4) 搭配 hash index 就有機會處理資料比對加速:資料可以拆解,用 join 形式呈現:當然這個 JOIN 通常不太自然,這就看大家程式規劃跟開發技能了。
一個很簡化的構想 — 使用 UUID 同時配合真實資料的比對 — 可以考慮 covering index 配合真實資料來加速:建立真實資料的 index 並帶 UUID 作為 include 內容。
以下模擬,data_id 是通常的查詢條件,ky 是對應的 uuid,相關表格之間以 ky 串起來。

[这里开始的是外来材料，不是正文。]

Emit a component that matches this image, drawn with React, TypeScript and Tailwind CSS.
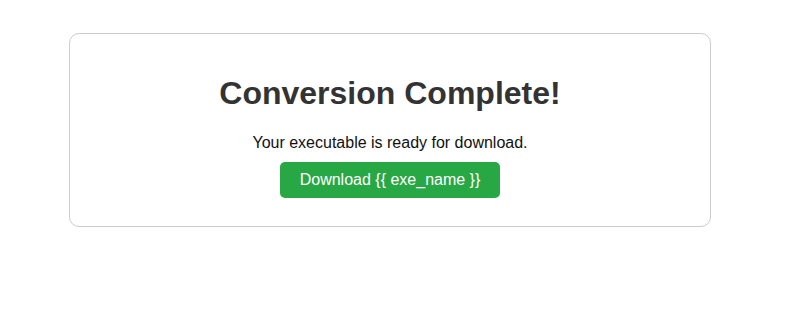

create table table_mst(data_id int, ky uuid); create table table_dtl(ky uuid, dsc text); create unique index on table_mst using btree(ky); create unique index on table_mst using btree(data_id) include (ky); ALTER TABLE table_dtl ADD CONSTRAINT fk_dtl_mst_ky FOREIGN KEY (ky) REFERENCES table_mst(ky); create index on table_dtl using hash(ky); insert into table_mst select g, uuid_generate_v4() from generate_series(1,10000) g; insert into table_dtl select ky, 'detail data '||data_id from table_mst; -- 若是單一筆,則可以用 insert returning 取得 ky 值以往下套用,並套在相同 Tx 內。 analyze table_mst; analyze table_dtl;
edb=# explain select d.dsc from table_mst m join table_dtl d on m.ky = d.ky and m.data_id = 4; QUERY PLAN -------------------------------------------------------------------------------------------------------- Nested Loop (cost=0.29..12.33 rows=1 width=16) -> Index Only Scan using table_mst_data_id_ky_idx on table_mst m (cost=0.29..4.30 rows=1 width=16) Index Cond: (data_id = 4) -> Index Scan using table_dtl_ky_idx on table_dtl d (cost=0.00..8.02 rows=1 width=32) Index Cond: (ky = m.ky) (5 rows) edb=# explain analyze select d.dsc from table_mst m join table_dtl d on m.ky = d.ky and m.data_id = 4; QUERY PLAN -------------------------------------------------------------------------------------------------------------------------------------------------- Nested Loop (cost=0.29..12.33 rows=1 width=16) (actual time=0.043..0.046 rows=1 loops=1) -> Index Only Scan using table_mst_data_id_ky_idx on table_mst m (cost=0.29..4.30 rows=1 width=16) (actual time=0.014..0.015 rows=1 loops=1) Index Cond: (data_id = 4) Heap Fetches: 0 -> Index Scan using table_dtl_ky_idx on table_dtl d (cost=0.00..8.02 rows=1 width=32) (actual time=0.025..0.026 rows=1 loops=1) Index Cond: (ky = m.ky) Planning Time: 0.253 ms Execution Time: 0.086 ms (8 rows) edb=#
5) UUID 除了用 hex 跟連字號表示的格式,還有以 base64 的格式,在 PGSQL 可以作轉換。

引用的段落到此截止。